Tim Legant <[EMAIL PROTECTED]> writes:

> No... I was thinking that if at least one delivery has succeeded,
> then we log failure of others but we *don't* defer.  So no mail is
> lost (a delivery had to succeed), but we don't deliver the same
> message numerous times (MTA-specific) before the problem is
> discovered.

To me this is still losing mail.  If someone specifies a delivery
instruction, and the message silently does not get delivered there,
that is lossage.  Partial success isn't good enough.  Even if the user
has logging turned on (he may not), and happens to notice the failure,
there is no way for him to get that message requeued and delivered the
way he had intended.

> Also, if we keep the copy, we're responsible for retrying it at
> appropriate intervals

No I wasn't suggesting this, I'd never want to get into this business.

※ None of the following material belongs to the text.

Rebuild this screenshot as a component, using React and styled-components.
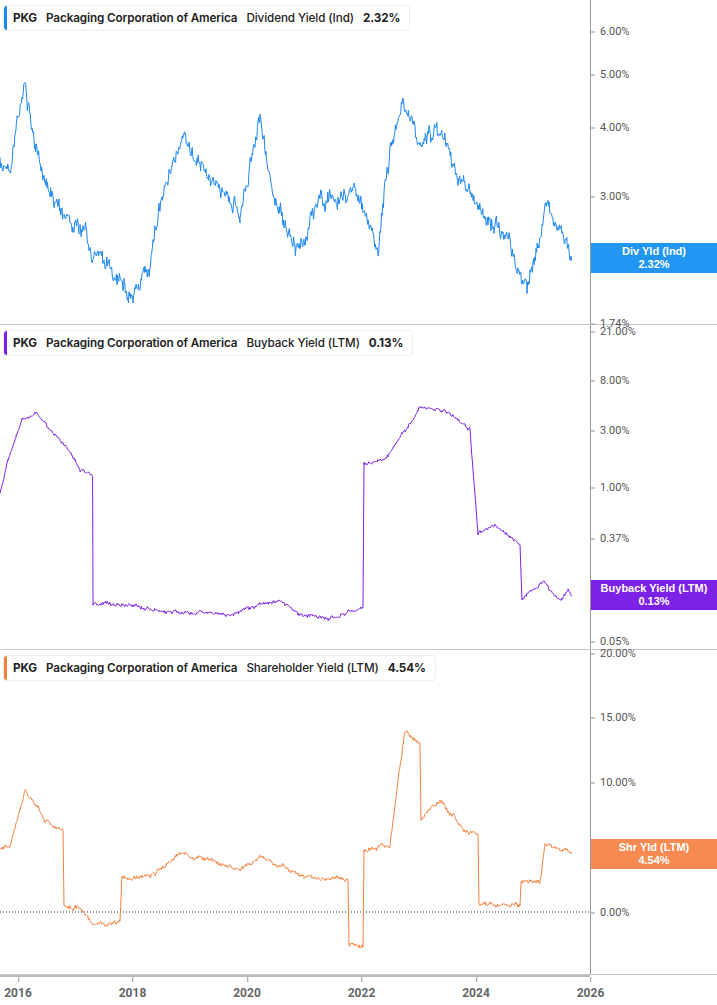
import React from "react";
import styled, { createGlobalStyle } from "styled-components";

const G = createGlobalStyle`
  body{margin:0;background:#fff;font-family:Inter,"Liberation Sans",sans-serif;}
`;
const Page = styled.div`width:717px;height:1005px;display:flex;flex-direction:column;overflow:hidden;`;
const Panel = styled.div`display:flex;height:${p => p.h}px;border-bottom:1px solid #c8c8c8;box-sizing:border-box;`;
const Plot = styled.div`position:relative;width:590px;flex:none;`;
const Axis = styled.div`position:relative;flex:1;border-left:1px solid #999;`;
const Tick = styled.div`position:absolute;left:0;font-size:11px;color:#555;font-family:Roboto,"Liberation Sans",sans-serif;
  transform:translateY(-50%);padding-left:9px;&:before{content:"";position:absolute;left:0;top:50%;width:4px;border-top:1px solid #999;}`;
const Badge = styled.div`position:absolute;left:0;right:0;background:${p => p.c};color:#fff;font-size:11px;font-weight:700;
  text-align:center;line-height:13px;padding:2px 0;font-family:"Liberation Sans",sans-serif;`;
const Legend = styled.div`position:absolute;left:3px;top:5px;display:flex;gap:9px;align-items:center;height:24px;padding:0 9px 0 9px;
  background:#fff;border:1px solid #eee;border-radius:3px;font-size:11.7px;color:#222;letter-spacing:-0.1px;
  &:before{content:"";position:absolute;left:0;top:0;bottom:0;width:3px;border-radius:3px 0 0 3px;background:${p => p.c};}`;
const B = styled.span`font-weight:${p => p.w};`;
const Svg = styled.svg`position:absolute;left:0;top:0;`;
const XAxis = styled.div`display:flex;height:30px;`;
const XPlot = styled.div`position:relative;width:590px;border-top:2px solid #bbb;`;
const Year = styled.div`position:absolute;top:0;transform:translateX(-50%);font-size:12px;font-weight:700;color:#666;
  font-family:Roboto,"Liberation Sans",sans-serif;padding-top:9px;&:before{content:"";position:absolute;left:50%;top:0;height:5px;border-left:1px solid #999;}`;

function rnd(seed){let s=seed;return()=>{s=(s*16807)%2147483647;return s/2147483647-0.5;};}
function series(pts, noise, jit, seed, off){
  const r=rnd(seed);let d="";let drift=0;
  for(let i=0;i<pts.length-1;i++){
    const [x0,y0]=pts[i],[x1,y1]=pts[i+1];
    if(x1===x0){d+=`L${x1},${y1-off}`;continue;}
    for(let x=x0;x<x1;x+=0.6){
      const t=(x-x0)/(x1-x0);drift=drift*0.8+r()*noise;
      const y=y0+(y1-y0)*t+drift+r()*jit-off;
      d+=(d?"L":"M")+x.toFixed(1)+","+y.toFixed(1);
    }
  }
  return d;
}
const panels=[
  {h:325,off:0,c:"#1e88f0",bc:"#2196f3",metric:"Dividend Yield (Ind)",val:"2.32%",badge:["Div Yld (Ind)","2.32%"],by:243,noise:10,jit:9,
   ticks:[["6.00%",31],["5.00%",74],["4.00%",127],["3.00%",196],["2.24%",264],["1.74%",323]],
   pts:[[0,165],[10,175],[25,80],[35,150],[50,200],[80,230],[105,260],[133,295],[150,265],[160,205],[185,130],[210,180],[240,210],[260,120],[275,200],[298,255],[320,200],[355,190],[378,245],[390,145],[403,100],[420,140],[440,130],[460,175],[485,215],[510,240],[527,288],[548,210],[565,235],[572,260]]},
  {h:325,off:325,c:"#7b1fe8",bc:"#7b22e6",metric:"Buyback Yield (LTM)",val:"0.13%",badge:["Buyback Yield (LTM)","0.13%"],by:580,noise:2,jit:2,
   ticks:[["21.00%",331],["8.00%",380],["3.00%",430],["1.00%",487],["0.37%",538],["0.05%",641]],
   pts:[[0,495],[8,460],[22,420],[35,412],[50,430],[65,445],[80,470],[93,475],[93,603],[130,605],[165,612],[200,613],[230,615],[260,605],[280,600],[300,615],[330,618],[363,608],[364,465],[385,460],[405,430],[420,408],[445,410],[470,430],[478,535],[495,525],[520,545],[522,598],[545,583],[560,603],[568,590],[572,595]]},
  {h:325,off:650,c:"#f5823f",bc:"#f78a50",metric:"Shareholder Yield (LTM)",val:"4.54%",badge:["Shr Yld (LTM)","4.54%"],by:839,noise:2.5,jit:2.5,dotted:912,
   ticks:[["20.00%",653],["15.00%",717],["10.00%",782],["5.00%",847],["0.00%",912]],
   pts:[[0,850],[10,845],[25,790],[45,820],[63,830],[64,905],[80,908],[93,925],[120,922],[122,878],[150,875],[180,855],[210,860],[240,870],[260,855],[300,875],[345,880],[348,878],[349,945],[363,945],[364,850],[390,845],[405,730],[420,745],[421,820],[440,800],[465,830],[478,835],[479,903],[520,905],[521,882],[540,880],[545,845],[565,850],[572,855]]},
];

export default function App(){
  return <Page><G/>
    {panels.map((p,i)=>(
      <Panel key={i} h={p.h}>
        <Plot>
          <Svg width="590" height={p.h}>
            {p.dotted&&<line x1="0" x2="590" y1={p.dotted-p.off} y2={p.dotted-p.off} stroke="#333" strokeDasharray="1 2"/>}
            <path d={series(p.pts,p.noise,p.jit,17+i*31,p.off)} fill="none" stroke={p.c} strokeWidth="1"/>
          </Svg>
          <Legend c={p.c}><B w={700}>PKG</B><B w={600}>Packaging Corporation of America</B><B w={500}>{p.metric}</B><B w={700}>{p.val}</B></Legend>
        </Plot>
        <Axis>
          {p.ticks.map(([t,y])=><Tick key={t} style={{top:y-p.off}}>{t}</Tick>)}
          <Badge c={p.bc} style={{top:p.by-p.off}}>{p.badge[0]}<br/>{p.badge[1]}</Badge>
        </Axis>
      </Panel>
    ))}
    <XAxis><XPlot>{[2016,2018,2020,2022,2024,2026].map((y,i)=><Year key={y} style={{left:18+i*114.5}}>{y}</Year>)}</XPlot></XAxis>
  </Page>;
}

> I think the best idea, by far, is to mimic the MTA behavior and
> continue to attempt failed deliveries but not re-deliver successful
> ones.  How we do that is an implementation detail we can figure out
> later.

I think we need to figure it out now.  Or at least have a good general
idea of how we would do it.  It might not even be feasible, in which
case we can't consider it.  Unlike an MTA, TMDA has no way of tracking
messages sitting in the MTA's mailq.  Each time the queue is run, TMDA
sees the message as if for the first time.  We can't just record
successful/unsuccessful delivery instructions.  We'd have to correlate
this with the messages sitting in the mailq.  It's not clear to me how
this would be done.  Did you have some ideas?

I wanted to see how maildrop handled the analagous condition (a block
of multiple delivery instructions) since it also exits 75 to requeue
the message on error.  The example I tested was two sequential
delivery instructions (mbox deliveries), where the first instruction
succeeds, and the second raises an error (permission denied).
maildrop delivered to the first instruction, and deferred the message
when it couldn't deliver to the second.  When the mailq was flushed,
another delivery was made to the first instruction, and the cycle
repeated.  Thus, the first mailbox ended up with multiple copies of the
message.

maildrop does the slightly annoying, but safe thing.  The delivery
instructions that succeed may end up with duplicates, but no mail will
be lost.  This is probably what I'll lobby for if we can't figure out
the prefect solution, since in my mind it's the lesser of two evils.